Here are the feeds and speeds for the Naples and Rome Epyc chips and for the Shanghai Opteron 2300s:
The Milan chips have a relative performance that is anywhere from just under 6 for the eight-core Epyc 72F3 to 31.6 for the Epyc 7763, and the bang for the buck is all over the map, from a low of $94 to a high of $414 per unit of relative performance. The 16-core Epyc 7313P and the 24-core Epyc 7443P deliver the best value for dollar, and interestingly, the low core, high clock, high L3 cache eight-core Epyc 72F3 is only a little less than half expensive, at $414 per unit of performance, as that Shanghai Opteron processor from early 2009 that is our benchmark for performance and value.
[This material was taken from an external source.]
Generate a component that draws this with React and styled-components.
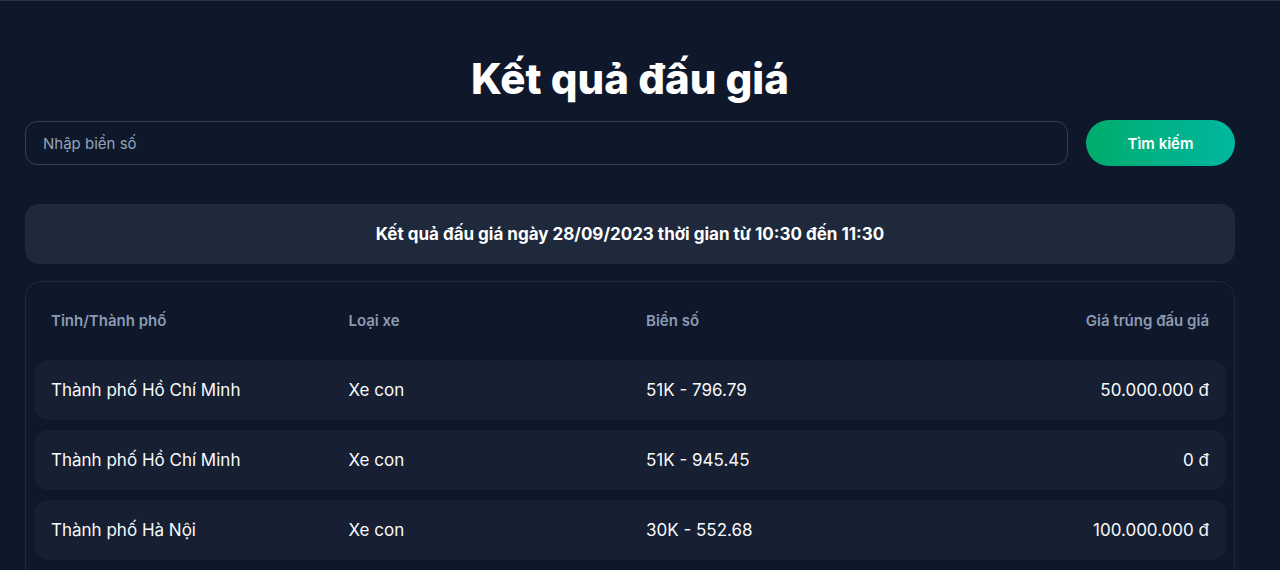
import React from 'react';
import styled, { createGlobalStyle } from 'styled-components';

const GlobalStyle = createGlobalStyle`
  * {
    box-sizing: border-box;
  }
  body {
    margin: 0;
    background: #0f172a;
    color: #f1f5f9;
    font-family: Inter, "Noto Sans", sans-serif;
  }
`;

const Page = styled.div`
  min-height: 570px;
  border-top: 1px solid #2b3547;
  padding: 0 45px 10px 25px;
`;

const Title = styled.h1`
  margin: 0;
  padding-top: 52px;
  height: 119px;
  text-align: center;
  font-size: 42px;
  font-weight: 800;
  line-height: 52px;
  color: #ffffff;
`;

const SearchBar = styled.form`
  display: flex;
  align-items: center;
  gap: 18px;
  margin-bottom: 38px;
`;

const SearchInput = styled.input`
  flex: 1;
  height: 44px;
  padding: 0 17px;
  border: 1px solid #334155;
  border-radius: 12px;
  background: #0f172a;
  color: #f1f5f9;
  font-family: inherit;
  font-size: 15px;
  outline: none;

  &::placeholder {
    color: #94a3b8;
  }
`;

const SearchButton = styled.button`
  width: 149px;
  height: 46px;
  border: none;
  border-radius: 999px;
  background: linear-gradient(90deg, #00ac6c 0%, #00b7a0 100%);
  color: #ffffff;
  font-family: inherit;
  font-size: 15px;
  font-weight: 600;
  cursor: pointer;
`;

const Banner = styled.div`
  height: 60px;
  display: flex;
  align-items: center;
  justify-content: center;
  border-radius: 14px;
  background: #1e293b;
  font-size: 17px;
  font-weight: 700;
  color: #ffffff;
  margin-bottom: 17px;
`;

const TableCard = styled.div`
  border: 1px solid #1e293b;
  border-radius: 16px;
  padding: 8px 8px 24px;
  display: flex;
  flex-direction: column;
  gap: 10px;
`;

const Row = styled.div`
  display: grid;
  grid-template-columns: repeat(4, 1fr);
  column-gap: 32px;
  align-items: center;
  height: 60px;
  padding: 0 17px;
  border-radius: 14px;
  background: ${(p) => (p.$head ? 'transparent' : '#172032')};
`;

const Cell = styled.div`
  font-size: ${(p) => (p.$head ? '15px' : '17px')};
  font-weight: ${(p) => (p.$head ? 600 : 400)};
  color: ${(p) => (p.$head ? '#8b9ab3' : '#f8fafc')};
  text-align: ${(p) => (p.$right ? 'right' : 'left')};
  white-space: nowrap;
`;

const results = [
  { city: 'Thành phố Hồ Chí Minh', type: 'Xe con', plate: '51K - 796.79', price: '50.000.000 đ' },
  { city: 'Thành phố Hồ Chí Minh', type: 'Xe con', plate: '51K - 945.45', price: '0 đ' },
  { city: 'Thành phố Hà Nội', type: 'Xe con', plate: '30K - 552.68', price: '100.000.000 đ' },
];

const App = () => (
  <Page>
    <GlobalStyle />
    <Title>Kết quả đấu giá</Title>
    <SearchBar onSubmit={(e) => e.preventDefault()}>
      <SearchInput placeholder="Nhập biển số" />
      <SearchButton type="submit">Tìm kiếm</SearchButton>
    </SearchBar>
    <Banner>Kết quả đấu giá ngày 28/09/2023 thời gian từ 10:30 đến 11:30</Banner>
    <TableCard>
      <Row $head>
        <Cell $head>Tỉnh/Thành phố</Cell>
        <Cell $head>Loại xe</Cell>
        <Cell $head>Biển số</Cell>
        <Cell $head $right>Giá trúng đấu giá</Cell>
      </Row>
      {results.map((r) => (
        <Row key={r.plate}>
          <Cell>{r.city}</Cell>
          <Cell>{r.type}</Cell>
          <Cell>{r.plate}</Cell>
          <Cell $right>{r.price}</Cell>
        </Row>
      ))}
    </TableCard>
  </Page>
);

export default App;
That may seem crazy, but that just goes to show you that Dennard scaling really stopped a long, long time ago.
It is hard to make generalizations across product lines where the SKUs do not match up precisely from generation to generation, but it looks like AMD is offering both more performance and more value for dollar in general – but not in all cases, of course – in the jump from Rome to Milan. Take the 48-core Epyc 7643 running at 2.3 GHz and match it up against the 48-core Epyc 7642 which also runs at 2.3 GHz. Just on IPC improvements alone, the performance goes up by 19 percent, but AMD is also raising the price from $4,775 with the Rome chip to $4,995 for the Milan chip, which is about a 10 percent improvement in bang for the buck.
It all comes down to cases, which is why we have built the tables above. You can make comparisons to your heart’s content.